We have known collectively the dangers posed by the combination of modern civilization and human population growth since at least the 1960s. During that decade Paul Ehrlich published The Population Bomb (1968), which carried forward Thomas Malthus’s argument from the 19th century that exponential population growth models apply as much to humans as to other life forms and that relaxing the natural limits on resources and their utilization would provide only temporary material comforts soon overwhelmed by an expanding population. In The Limits of Growth (1972) the Club of Rome computer modelers expanded on these ideas by developing and testing a simulation of human population and economic activity incorporating natural resources and pollution. While their model was crude by recent standards, it did behave in qualitatively sensible ways. The story it told was that however you varied the inputs, e.g., extending resource limits or slowing population growth rates, if you stayed within anything like reasonable bounds, then the model showed a collapse of the population, through impossible levels of pollution, say, sometime during the 21st century. Neither of these pivotal books dealt with anthropogenic global warming explicitly, but the message was clear and still hasn’t changed: unfettered population and economic growth, at least on the models of both we have so far adopted, will be a disaster for our species and our environment. Nothing much has changed.
Rep Alexandria Ocasio-Cortez and Sen Ed Markey’s Green New Deal (GND) seeks genuine change. It’s modeled on Franklin Delano Rooseveldt’s New Deal in the sense that FDR’s New Deal radically changed America for generations. The name also evokes the mobilization behind the World War II effort that happened shortly thereafter. The point is that radical mobilization efforts are eminently possible when the threat to a nation is existential, and human-driven climate change certainly poses an existential threat. The GND, if passed, would be a clear, resounding dual statement of intent: first, the intent to counter the threat to civilization posed by the combination of human population growth and current economic activities; second, a more local statement of intent of achieving economic and political justice for American minorities.
The bill is strictly aspirational, calling out the urgency of the situation, rather than laying out a specific pathway. It’s stated goals are not of a kind that could lead to direct actions.

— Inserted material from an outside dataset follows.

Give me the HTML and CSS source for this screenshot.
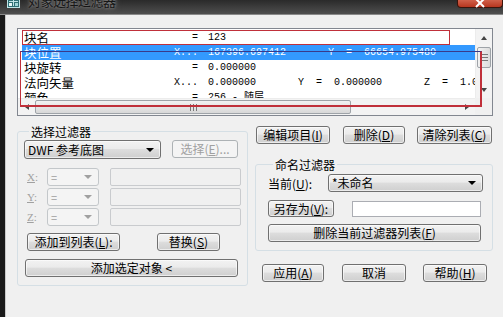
FILE: index.html
```html
<!DOCTYPE html>
<html lang="zh-CN">
<head>
  <meta charset="UTF-8">
  <title>对象选择过滤器</title>
  <link rel="stylesheet" href="styles.css">
</head>
<body>
  <div class="window">

    <!-- Title bar (cut off at the top of the shot) -->
    <header class="titlebar">
      <svg class="app-icon" width="13" height="13" viewBox="0 0 13 13">
        <rect x="0.5" y="0.5" width="12" height="12" fill="#2d6f74" stroke="#bfe3e6"/>
        <rect x="2" y="2" width="3" height="3" fill="#e8f6f7"/>
        <rect x="8" y="2" width="3" height="3" fill="#e8f6f7"/>
        <rect x="2" y="8" width="3" height="3" fill="#e8f6f7"/>
        <rect x="8" y="8" width="3" height="3" fill="#9fd3d6"/>
        <path d="M6.5 2v9M2 6.5h9" stroke="#bfe3e6" stroke-width="1"/>
      </svg>
      <span class="title">对象选择过滤器</span>
      <span class="close-btn">
        <svg width="12" height="10" viewBox="0 0 12 10"><path d="M2 0l8 8M10 0L2 8" stroke="#fff" stroke-width="2"/></svg>
      </span>
    </header>

    <div class="frame">
      <div class="frame-edge"></div>
      <div class="dialog">

        <!-- Filter list -->
        <div class="listbox">
          <div class="list-main">
            <div class="rows">
              <div class="row"><span class="c-name">块名</span><span class="c-op">=</span><span class="c-val">123</span></div>
              <div class="row selected"><span class="c-name">块位置</span><span class="c-op">X...</span><span class="c-val">167396.697412       Y  =  66654.975480</span></div>
              <div class="row"><span class="c-name">块旋转</span><span class="c-op">=</span><span class="c-val">0.000000</span></div>
              <div class="row"><span class="c-name">法向矢量</span><span class="c-op">X...</span><span class="c-val">0.000000       Y  =  0.000000       Z  =  1.000000</span></div>
              <div class="row"><span class="c-name">颜色</span><span class="c-op">=</span><span class="c-val">256 - 随层</span></div>
            </div>
            <div class="vscroll">
              <div class="sb-arrow"><span class="tri tri-up"></span></div>
              <div class="v-thumb"><span class="grip-h"></span></div>
              <div class="sb-fill"></div>
              <div class="sb-arrow"><span class="tri tri-down"></span></div>
            </div>
          </div>
          <div class="list-bottom">
            <div class="hscroll">
              <div class="sb-arrow-h"><span class="tri tri-left"></span></div>
              <div class="h-thumb"><span class="grip-v"></span></div>
              <div class="sb-fill"></div>
              <div class="sb-arrow-h"><span class="tri tri-right"></span></div>
            </div>
            <div class="sb-corner"></div>
          </div>
          <!-- red annotation boxes drawn over the screenshot -->
          <div class="mark mark-1"></div>
          <div class="mark mark-2"></div>
        </div>

        <div class="lower">

          <!-- Left: select filter -->
          <fieldset class="group group-select">
            <legend>选择过滤器</legend>
            <div class="sel-row">
              <div class="combo combo-dwf">DWF 参考底图<span class="arrow"></span></div>
              <button class="btn btn-pick" disabled>选择(<u>E</u>)...</button>
            </div>
            <div class="coord-row">
              <span class="coord-label"><u>X</u>:</span>
              <div class="combo-off">=<span class="arrow"></span></div>
              <div class="text-off"></div>
            </div>
            <div class="coord-row">
              <span class="coord-label"><u>Y</u>:</span>
              <div class="combo-off">=<span class="arrow"></span></div>
              <div class="text-off"></div>
            </div>
            <div class="coord-row">
              <span class="coord-label"><u>Z</u>:</span>
              <div class="combo-off">=<span class="arrow"></span></div>
              <div class="text-off"></div>
            </div>
            <div class="add-row">
              <button class="btn btn-add">添加到列表(<u>L</u>):</button>
              <button class="btn btn-replace">替换(<u>S</u>)</button>
            </div>
            <button class="btn btn-addsel">添加选定对象 &lt;</button>
          </fieldset>

          <!-- Right column -->
          <div class="right-col">
            <div class="edit-row">
              <button class="btn btn-edit">编辑项目(<u>I</u>)</button>
              <button class="btn btn-del">删除(<u>D</u>)</button>
              <button class="btn btn-clear">清除列表(<u>C</u>)</button>
            </div>

            <fieldset class="group group-named">
              <legend>命名过滤器</legend>
              <div class="cur-row">
                <span class="cur-label">当前(<u>U</u>):</span>
                <div class="combo combo-name">*未命名<span class="arrow"></span></div>
              </div>
              <div class="save-row">
                <button class="btn btn-save">另存为(<u>V</u>):</button>
                <div class="text-on"></div>
              </div>
              <button class="btn btn-delfilter">删除当前过滤器列表(<u>F</u>)</button>
            </fieldset>

            <div class="footer-row">
              <button class="btn btn-apply">应用(<u>A</u>)</button>
              <button class="btn btn-cancel">取消</button>
              <button class="btn btn-help">帮助(<u>H</u>)</button>
            </div>
          </div>
        </div>
      </div>
    </div>
  </div>
</body>
</html>
```

FILE: styles.css
```css
/* Base */
* {
  margin: 0;
  padding: 0;
  box-sizing: border-box;
}

body {
  width: 503px;
  height: 317px;
  overflow: hidden;
  background: #1d1d1d;
  font-family: "Noto Sans CJK SC", "Liberation Sans", sans-serif;
  font-size: 12px;
  color: #000;
}

u {
  text-decoration: underline;
  text-underline-offset: 1px;
}

.window {
  width: 503px;
  height: 317px;
  display: flex;
  flex-direction: column;
}

/* Title bar */
.titlebar {
  height: 15px;
  flex: none;
  display: flex;
  align-items: flex-start;
  background: linear-gradient(#2a2a2a, #4f4f4f);
  border-bottom: 1px solid #8a8a8a;
  position: relative;
  overflow: hidden;
}

.app-icon {
  margin: -5px 0 0 7px;
  flex: none;
}

.title {
  margin: -6px 0 0 8px;
  font-size: 13px;
  line-height: 14px;
  color: #161616;
  text-shadow: 0 0 3px #9a9a9a, 0 0 6px #777;
  letter-spacing: -0.5px;
}

.close-btn {
  margin-left: auto;
  width: 46px;
  height: 8px;
  display: flex;
  justify-content: center;
  align-items: flex-end;
  background: linear-gradient(#d0604a, #b8361f);
  border: 1px solid #3b140c;
  border-top: none;
  border-radius: 0 0 4px 4px;
}

.close-btn svg {
  display: block;
  margin-bottom: -2px;
}

/* Frame */
.frame {
  flex: 1;
  display: flex;
}

.frame-edge {
  width: 5px;
  background: #1a1a1a;
}

.dialog {
  flex: 1;
  background: #f0f0f0;
  border-left: 1px solid #c9c9c9;
  padding: 13px 10px 0 11px;
  position: relative;
}

/* List box */
.listbox {
  width: 476px;
  height: 88px;
  border: 1px solid #828790;
  background: #fff;
  position: relative;
}

.list-main {
  display: flex;
  height: 69px;
}

.rows {
  width: 457px;
  height: 69px;
  overflow: hidden;
  padding-top: 1px;
}

.row {
  height: 15px;
  margin-left: 4px;
  display: flex;
  align-items: center;
  white-space: pre;
  line-height: 15px;
}

.row.selected {
  background: #3399ff;
  color: #fff;
}

.c-name {
  width: 148px;
  padding-left: 2px;
  font-size: 12.5px;
  flex: none;
}

.c-op,
.c-val {
  font-family: "Liberation Mono", monospace;
  font-size: 10px;
}

.c-op {
  width: 28px;
  text-align: right;
  flex: none;
}

.c-val {
  margin-left: 10px;
}

/* Scrollbars */
.vscroll {
  width: 17px;
  height: 69px;
  display: flex;
  flex-direction: column;
  background: #f3f3f3;
  border-left: 1px solid #ececec;
}

.sb-arrow {
  height: 17px;
  display: flex;
  align-items: center;
  justify-content: center;
}

.sb-fill {
  flex: 1;
}

.v-thumb {
  height: 21px;
  margin: 1px 1px 0;
  border: 1px solid #9ea3a8;
  border-radius: 2px;
  background: linear-gradient(90deg, #f2f2f2, #dcdcdc);
  display: flex;
  align-items: center;
  justify-content: center;
}

.grip-h {
  width: 7px;
  height: 7px;
  background: repeating-linear-gradient(#777 0 1px, transparent 1px 3px);
}

.list-bottom {
  display: flex;
  height: 17px;
}

.hscroll {
  width: 457px;
  display: flex;
  background: #f3f3f3;
  border-top: 1px solid #ececec;
}

.sb-arrow-h {
  width: 17px;
  display: flex;
  align-items: center;
  justify-content: center;
}

.h-thumb {
  width: 316px;
  margin: 1px 0;
  border: 1px solid #9ea3a8;
  border-radius: 2px;
  background: linear-gradient(#f2f2f2, #d8d8d8);
  display: flex;
  align-items: center;
  justify-content: center;
}

.grip-v {
  width: 7px;
  height: 7px;
  background: repeating-linear-gradient(90deg, #777 0 1px, transparent 1px 3px);
}

.sb-corner {
  width: 17px;
  background: #f0f0f0;
}

.tri {
  width: 0;
  height: 0;
  border: 3px solid transparent;
}

.tri-up { border-bottom: 4px solid #444; border-top-width: 0; }
.tri-down { border-top: 4px solid #444; border-bottom-width: 0; }
.tri-left { border-right: 4px solid #444; border-left-width: 0; }
.tri-right { border-left: 4px solid #444; border-right-width: 0; }

/* Red annotation boxes */
.mark {
  position: absolute;
  border: 1px solid #c0303a;
  pointer-events: none;
}

.mark-1 {
  left: 4px;
  top: 1px;
  width: 428px;
  height: 15px;
}

.mark-2 {
  left: 2px;
  top: 22px;
  width: 462px;
  height: 56px;
  border-width: 1px 2px 2px 1px;
  border-color: #3a3a8a #c0303a #c0303a #c0303a;
}

/* Lower part */
.lower {
  display: flex;
  gap: 7px;
}

.group {
  border: 1px solid #d5dfe5;
  border-radius: 3px;
  min-width: 0;
}

.group legend {
  line-height: 15px;
  padding: 0 2px;
  margin-left: 5px;
}

.group-select {
  width: 231px;
  margin-top: 8px;
  height: 162px;
  padding: 1px 0 0 6px;
}

.sel-row {
  display: flex;
  gap: 11px;
}

/* Buttons and combo boxes, Win7 look */
.btn,
.combo {
  height: 18px;
  border: 1px solid #707070;
  border-radius: 3px;
  background: linear-gradient(#f2f2f2 0%, #ebebeb 45%, #dddddd 50%, #cfcfcf 100%);
  font-family: "Noto Sans CJK SC", "Liberation Sans", sans-serif;
  font-size: 12px;
  line-height: 16px;
  color: #000;
  white-space: nowrap;
  box-shadow: inset 0 0 0 1px rgba(255, 255, 255, 0.6);
}

.btn:disabled {
  border-color: #adb2b5;
  background: #f4f4f4;
  color: #a0a0a0;
  box-shadow: none;
}

.combo {
  display: flex;
  align-items: center;
  padding-left: 3px;
  position: relative;
}

.arrow {
  margin-left: auto;
  margin-right: 6px;
  width: 0;
  height: 0;
  border-left: 4px solid transparent;
  border-right: 4px solid transparent;
  border-top: 4px solid #000;
}

.combo-dwf {
  width: 137px;
  height: 19px;
}

.btn-pick {
  width: 66px;
}

.coord-row {
  display: flex;
  align-items: center;
  height: 18px;
  margin-top: 2px;
}

.sel-row + .coord-row {
  margin-top: 9px;
}

.coord-label {
  width: 23px;
  padding-left: 3px;
  color: #a0a0a0;
  font-family: "Liberation Serif", serif;
  font-size: 11px;
}

.combo-off {
  width: 52px;
  height: 18px;
  border: 1px solid #c3c7ca;
  border-radius: 3px;
  background: #f4f4f4;
  color: #a0a0a0;
  display: flex;
  align-items: center;
  padding-left: 3px;
  font-size: 11px;
}

.combo-off .arrow {
  border-top-color: #a0a0a0;
  margin-right: 6px;
}

.text-off {
  width: 131px;
  height: 18px;
  margin-left: 11px;
  border: 1px solid #c9cbce;
  border-radius: 2px;
  background: #f0f0f0;
}

.add-row {
  display: flex;
  gap: 37px;
  margin: 7px 0 0 3px;
}

.btn-add { width: 93px; }
.btn-replace { width: 63px; }

.btn-addsel {
  display: block;
  width: 213px;
  margin: 8px 0 0 1px;
}

/* Right column */
.right-col {
  width: 238px;
}

.edit-row {
  display: flex;
  margin: 10px 0 0 1px;
  gap: 13px;
}

.btn-edit { width: 74px; }
.btn-del { width: 62px; }
.btn-clear { width: 75px; margin-left: -1px; }

.group-named {
  margin-top: 13px;
  height: 94px;
  padding: 1px 0 0 12px;
}

.cur-row {
  display: flex;
  align-items: center;
  margin-top: 1px;
}

.cur-label {
  width: 60px;
}

.combo-name {
  width: 155px;
}

.save-row {
  display: flex;
  align-items: center;
  margin-top: 8px;
}

.btn-save {
  width: 66px;
  height: 17px;
  line-height: 15px;
}

.text-on {
  width: 129px;
  height: 16px;
  margin-left: 18px;
  border: 1px solid #abadb3;
  background: #fff;
}

.btn-delfilter {
  display: block;
  width: 213px;
  margin-top: 7px;
}

.footer-row {
  display: flex;
  margin: 13px 0 0 7px;
  gap: 18px;
}

.btn-apply { width: 62px; }
.btn-cancel { width: 64px; }
.btn-help { width: 64px; margin-left: -1px; }
```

GND shares with Extinction Rebellion a common view of the urgency of the situation and the optimism that if there is a common will to respond, that we can do something worthwhile to diminish the worst outcomes of anthropogenic global warming.
Some of the Main Goals laid out in the GND are:
- Guaranteed jobs with family-sustaining wages for all people of the US
- Maximizing the energy efficiency of all existing buildings in the US
- Moving to electric cars and high-speed rail and away from air transport
- Universal health care
- Moving to sustainable farming
- Moving to 100% renewable energy
Of course, the introduction of the GND has provoked a vigorous response from opponents. The most prominent objection, perhaps, is that it would be too expensive to be practicable. Certainly, refurbishing every building in America to maximize energy efficiency can’t be cheap. The obvious rebuttal, however, has been voiced by Greta Thunberg and other young activists: inaction will be far more expensive than action. Indeed, the GND in its initial Whereas’s states that inaction will lead to $500B in lost annual economic output in the US by 2100. Such a sum applied now, on the other hand, would clearly make a strong start to doing something about climate change. Aside from that, any dollar estimate of harm is never going to be a worst case estimate, since severe climate change is fully capable not just of direct economic impacts, but also of spurring warfare and social collapse, in ways where the real valuations entirely outstrip the speculative dollar valuations of harm. The right wing who harp about the expense are simply not yet prepared to think clearly about the consequences of the choices in front of us. (In my view, it is well past time that the decision bypass the obstruction.)
The whole point of the GND is that what is practicable depends upon the context, and what is practicable in times of war is of an entirely different scale to what is practicable in normal times. We are not in normal times. This is a time of war, and our enemy is us.